Lake Bled Day Tour from Ljubljana Review
From Ljubljana: Lake Bled day tour
Should you book a guided Lake Bled day tour from Ljubljana?
Lake Bled is the image most people carry when they think of Slovenia: an impossibly blue-green lake, a tiny island with a baroque church, a medieval castle perched on a cliff, and the Julian Alps rising behind it all. The view from Ojstrica viewpoint is one of those rare places that actually exceeds its Instagram representation.
The question for most visitors is whether to go independently by bus or to book a guided day tour from Ljubljana.

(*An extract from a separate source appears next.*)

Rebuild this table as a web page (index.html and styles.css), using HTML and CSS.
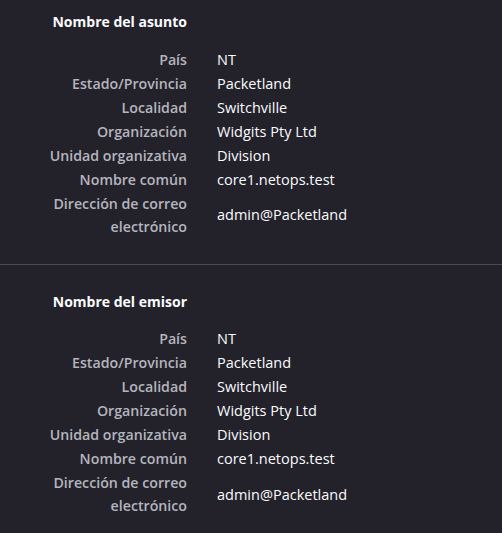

This review breaks down the four main options in the comparison table, gives you honest pricing context, and tells you what you gain (and give up) each way.
What the standard day tour includes
The core tour — a full-day guided excursion from Ljubljana — typically covers:
- Return transfer from Ljubljana (hotel pickup in most cases)
- A guided walk around part of the lake shore
- Time at the main viewpoints (Ojstrica is the classic, Mala Osojnica slightly higher)
- Free time in Bled village for lunch and café stops
What is usually not included:
- Pletna boat ride to Bled Island (€15 per person, booked on-site)
- Bled Castle entry (€15)
- Meals
- The famous Bled cream cake (kremna rezina), though guides invariably take you past the right café
Some variants — particularly the castle-experience tour and the private pletna tour — bundle more. See the comparison section below.
Honest assessment: tour vs. going independently
For visitors with solid Slovenia experience or those arriving by car, the independent option is hard to beat. Buses from Ljubljana run frequently (approximately hourly from Ljubljana bus station), take 90 minutes, and cost €6–8 return. The lake circuit is 6 km on a flat, well-signed path. You can manage your own timing — critical if you want to hit Ojstrica before 9 am.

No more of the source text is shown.